The job ended and—surprise—the business had been sold. That was fine, I responded. Would he like me to make an invoice for the new owner for the purchase of the files?

Hysterics.
Shouting.
Swearing.

“I don’t understand,” I replied, “this is all in the contract you signed like two weeks ago.”

“Yeah! But I didn’t actually read it!”

Sigh. Turns out he didnt think it was necessary and that, having never had a designer give him a contract in the past, that mine was invalid. I was out of line, and had tricked him. He threatened me with legal action.

It wasn’t enough money to really get that upset about, so I caved; let him win. I did, however, make copies of the “rights ownership” pages of the Graphic Artists Guild Handbook, highlighting where, in fact, I was not making any of this up. I handed it to him as I gave him the discs with his assets, and explained the situation. I very well could have killed the sale of his business or worse.

I asked, “Do you see how you could have handled this differently now?”, thinking he might use this ‘close call’ as a learning experience.

“Yeah” he shrugged. “Next time, I’ll hire a designer that doesn’t have that book.”
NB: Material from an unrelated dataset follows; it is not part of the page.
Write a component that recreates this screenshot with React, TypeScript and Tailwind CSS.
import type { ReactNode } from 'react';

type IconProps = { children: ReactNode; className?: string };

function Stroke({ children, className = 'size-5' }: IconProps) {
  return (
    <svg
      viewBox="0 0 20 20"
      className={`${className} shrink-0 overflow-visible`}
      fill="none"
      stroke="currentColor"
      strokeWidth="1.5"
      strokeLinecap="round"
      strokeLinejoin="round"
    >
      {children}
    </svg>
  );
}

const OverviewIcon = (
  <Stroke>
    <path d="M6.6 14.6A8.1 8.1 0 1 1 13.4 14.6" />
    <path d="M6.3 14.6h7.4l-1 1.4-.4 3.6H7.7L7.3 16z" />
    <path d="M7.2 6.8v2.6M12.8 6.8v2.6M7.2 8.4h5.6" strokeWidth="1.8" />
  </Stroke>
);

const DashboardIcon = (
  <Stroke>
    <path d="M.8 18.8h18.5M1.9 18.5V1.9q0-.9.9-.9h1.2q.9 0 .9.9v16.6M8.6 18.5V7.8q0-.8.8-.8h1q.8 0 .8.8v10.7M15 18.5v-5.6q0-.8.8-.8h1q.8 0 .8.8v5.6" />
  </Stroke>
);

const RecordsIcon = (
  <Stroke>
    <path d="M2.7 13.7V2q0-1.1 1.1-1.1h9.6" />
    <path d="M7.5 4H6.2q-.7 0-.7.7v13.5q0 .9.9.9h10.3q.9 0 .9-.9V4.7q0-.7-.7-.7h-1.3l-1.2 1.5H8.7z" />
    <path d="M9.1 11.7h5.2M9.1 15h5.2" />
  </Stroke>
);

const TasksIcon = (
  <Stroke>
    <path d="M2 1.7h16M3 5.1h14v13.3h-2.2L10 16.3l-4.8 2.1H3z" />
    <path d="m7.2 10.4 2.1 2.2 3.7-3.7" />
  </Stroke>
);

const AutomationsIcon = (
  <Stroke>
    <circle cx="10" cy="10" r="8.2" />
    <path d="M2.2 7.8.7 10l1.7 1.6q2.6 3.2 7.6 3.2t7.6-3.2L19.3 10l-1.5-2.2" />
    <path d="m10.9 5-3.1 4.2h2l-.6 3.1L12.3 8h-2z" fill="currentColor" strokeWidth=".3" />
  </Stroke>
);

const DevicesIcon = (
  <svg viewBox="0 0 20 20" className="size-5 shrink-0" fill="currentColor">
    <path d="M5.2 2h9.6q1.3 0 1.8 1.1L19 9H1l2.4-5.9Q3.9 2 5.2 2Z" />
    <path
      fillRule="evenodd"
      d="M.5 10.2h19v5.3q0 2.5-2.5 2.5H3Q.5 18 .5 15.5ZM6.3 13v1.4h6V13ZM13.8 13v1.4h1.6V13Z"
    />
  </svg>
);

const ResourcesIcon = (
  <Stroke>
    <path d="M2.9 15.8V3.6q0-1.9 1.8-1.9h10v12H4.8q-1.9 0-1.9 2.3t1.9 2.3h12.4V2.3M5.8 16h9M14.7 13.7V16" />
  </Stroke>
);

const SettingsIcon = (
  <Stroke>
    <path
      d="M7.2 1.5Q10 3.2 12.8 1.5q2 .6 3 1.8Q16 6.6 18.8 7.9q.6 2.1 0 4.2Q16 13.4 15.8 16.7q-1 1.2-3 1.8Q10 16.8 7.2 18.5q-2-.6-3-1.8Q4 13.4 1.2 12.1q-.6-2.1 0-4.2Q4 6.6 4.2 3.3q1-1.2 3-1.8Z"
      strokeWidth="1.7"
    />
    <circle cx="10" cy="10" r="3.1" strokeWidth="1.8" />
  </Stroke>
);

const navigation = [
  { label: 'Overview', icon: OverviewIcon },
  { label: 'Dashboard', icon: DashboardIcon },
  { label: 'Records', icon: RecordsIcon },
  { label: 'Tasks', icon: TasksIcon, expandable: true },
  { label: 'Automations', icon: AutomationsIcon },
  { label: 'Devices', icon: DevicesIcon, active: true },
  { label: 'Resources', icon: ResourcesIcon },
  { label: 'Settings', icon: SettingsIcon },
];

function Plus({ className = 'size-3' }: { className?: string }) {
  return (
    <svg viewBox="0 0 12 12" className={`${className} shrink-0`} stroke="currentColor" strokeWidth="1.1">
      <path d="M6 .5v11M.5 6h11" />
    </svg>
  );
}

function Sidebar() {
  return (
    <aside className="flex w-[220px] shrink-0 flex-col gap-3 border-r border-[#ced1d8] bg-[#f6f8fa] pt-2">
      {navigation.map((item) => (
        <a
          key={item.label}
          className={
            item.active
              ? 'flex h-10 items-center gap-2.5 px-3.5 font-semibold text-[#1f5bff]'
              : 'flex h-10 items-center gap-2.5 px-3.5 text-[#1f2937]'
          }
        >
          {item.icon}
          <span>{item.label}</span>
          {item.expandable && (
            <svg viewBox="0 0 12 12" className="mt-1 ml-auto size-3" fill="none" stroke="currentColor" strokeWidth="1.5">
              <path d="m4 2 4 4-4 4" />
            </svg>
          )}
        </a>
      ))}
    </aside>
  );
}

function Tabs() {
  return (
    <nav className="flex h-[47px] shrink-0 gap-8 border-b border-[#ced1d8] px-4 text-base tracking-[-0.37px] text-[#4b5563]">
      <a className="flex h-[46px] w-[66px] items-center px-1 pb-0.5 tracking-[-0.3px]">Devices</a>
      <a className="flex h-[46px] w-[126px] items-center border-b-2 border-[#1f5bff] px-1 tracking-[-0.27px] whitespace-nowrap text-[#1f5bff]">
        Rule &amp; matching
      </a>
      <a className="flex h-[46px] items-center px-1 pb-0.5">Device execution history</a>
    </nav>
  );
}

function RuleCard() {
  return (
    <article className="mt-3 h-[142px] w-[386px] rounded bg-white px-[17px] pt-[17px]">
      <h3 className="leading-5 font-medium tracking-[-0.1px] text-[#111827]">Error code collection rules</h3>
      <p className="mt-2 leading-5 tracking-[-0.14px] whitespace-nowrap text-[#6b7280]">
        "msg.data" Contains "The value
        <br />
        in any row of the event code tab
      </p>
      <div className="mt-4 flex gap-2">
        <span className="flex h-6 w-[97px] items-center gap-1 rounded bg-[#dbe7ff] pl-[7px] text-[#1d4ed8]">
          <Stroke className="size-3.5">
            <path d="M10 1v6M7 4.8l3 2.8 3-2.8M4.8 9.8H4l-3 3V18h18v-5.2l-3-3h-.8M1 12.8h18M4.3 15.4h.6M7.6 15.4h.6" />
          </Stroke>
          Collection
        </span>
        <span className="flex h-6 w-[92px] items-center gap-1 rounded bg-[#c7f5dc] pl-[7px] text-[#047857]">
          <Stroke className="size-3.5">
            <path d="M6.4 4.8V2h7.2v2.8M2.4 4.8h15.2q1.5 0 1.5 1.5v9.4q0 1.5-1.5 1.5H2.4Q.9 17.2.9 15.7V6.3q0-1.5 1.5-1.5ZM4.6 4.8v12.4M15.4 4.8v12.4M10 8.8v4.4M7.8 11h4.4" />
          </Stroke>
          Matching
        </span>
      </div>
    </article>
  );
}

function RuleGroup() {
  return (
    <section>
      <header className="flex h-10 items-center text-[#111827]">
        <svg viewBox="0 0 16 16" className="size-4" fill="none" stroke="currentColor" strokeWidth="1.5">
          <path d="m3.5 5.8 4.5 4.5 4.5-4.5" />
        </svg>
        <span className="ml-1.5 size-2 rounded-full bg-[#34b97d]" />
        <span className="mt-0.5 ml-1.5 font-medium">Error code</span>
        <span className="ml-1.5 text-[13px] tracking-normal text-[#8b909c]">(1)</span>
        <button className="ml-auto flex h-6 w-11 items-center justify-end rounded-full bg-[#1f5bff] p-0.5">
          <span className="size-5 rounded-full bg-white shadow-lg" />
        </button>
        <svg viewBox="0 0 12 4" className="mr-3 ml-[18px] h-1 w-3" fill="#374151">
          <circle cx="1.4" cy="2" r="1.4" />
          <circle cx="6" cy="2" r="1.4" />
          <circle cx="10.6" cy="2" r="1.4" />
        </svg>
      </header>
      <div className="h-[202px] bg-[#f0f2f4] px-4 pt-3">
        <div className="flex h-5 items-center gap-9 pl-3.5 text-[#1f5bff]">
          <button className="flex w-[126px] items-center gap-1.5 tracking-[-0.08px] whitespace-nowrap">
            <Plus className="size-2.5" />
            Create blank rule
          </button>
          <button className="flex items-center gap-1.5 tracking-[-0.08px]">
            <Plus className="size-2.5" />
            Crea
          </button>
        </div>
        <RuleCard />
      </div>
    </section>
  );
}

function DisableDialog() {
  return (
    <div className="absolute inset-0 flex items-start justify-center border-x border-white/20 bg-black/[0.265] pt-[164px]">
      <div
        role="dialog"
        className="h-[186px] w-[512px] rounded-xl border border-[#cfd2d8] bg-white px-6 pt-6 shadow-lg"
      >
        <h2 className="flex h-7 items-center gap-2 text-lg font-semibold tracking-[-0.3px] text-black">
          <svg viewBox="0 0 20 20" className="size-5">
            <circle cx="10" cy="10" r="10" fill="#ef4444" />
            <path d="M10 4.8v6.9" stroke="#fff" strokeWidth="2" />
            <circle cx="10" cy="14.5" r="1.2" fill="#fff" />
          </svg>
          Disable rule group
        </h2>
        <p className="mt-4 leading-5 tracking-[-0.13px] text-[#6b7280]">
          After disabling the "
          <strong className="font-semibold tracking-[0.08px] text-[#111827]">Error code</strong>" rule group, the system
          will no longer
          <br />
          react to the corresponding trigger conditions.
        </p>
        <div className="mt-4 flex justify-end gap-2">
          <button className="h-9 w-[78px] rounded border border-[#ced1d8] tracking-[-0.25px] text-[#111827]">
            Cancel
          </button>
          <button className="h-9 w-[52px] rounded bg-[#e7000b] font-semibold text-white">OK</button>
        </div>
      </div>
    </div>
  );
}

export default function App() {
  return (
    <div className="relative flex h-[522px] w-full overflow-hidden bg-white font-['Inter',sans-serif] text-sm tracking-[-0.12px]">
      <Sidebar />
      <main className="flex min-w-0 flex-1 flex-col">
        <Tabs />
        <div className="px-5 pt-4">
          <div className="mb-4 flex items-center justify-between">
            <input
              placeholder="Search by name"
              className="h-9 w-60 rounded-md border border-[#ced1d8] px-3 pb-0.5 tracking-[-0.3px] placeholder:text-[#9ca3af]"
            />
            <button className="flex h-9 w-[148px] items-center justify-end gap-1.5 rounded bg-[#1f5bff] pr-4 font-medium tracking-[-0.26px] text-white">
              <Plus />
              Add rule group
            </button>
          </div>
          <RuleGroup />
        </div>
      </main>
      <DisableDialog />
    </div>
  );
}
Anyway: lots of variables means lots of text means lots of pages, and I haven’t found a good solution yet. But I think it’s time I do. To begin, I will no longer send contracts by email if at all possible. I think sitting down with the client, explaining each part and having them initial each piece is a good next step. It can’t hurt, and, at least, if the client can’t be inconvenienced to do so there’s another sign it’s not a good fit. One way I’ve already solved most of the problem by improving my client scrutiny before we even get to the contract stage. Things become much simpler when I can reject a job based on how insufferable a personality may be.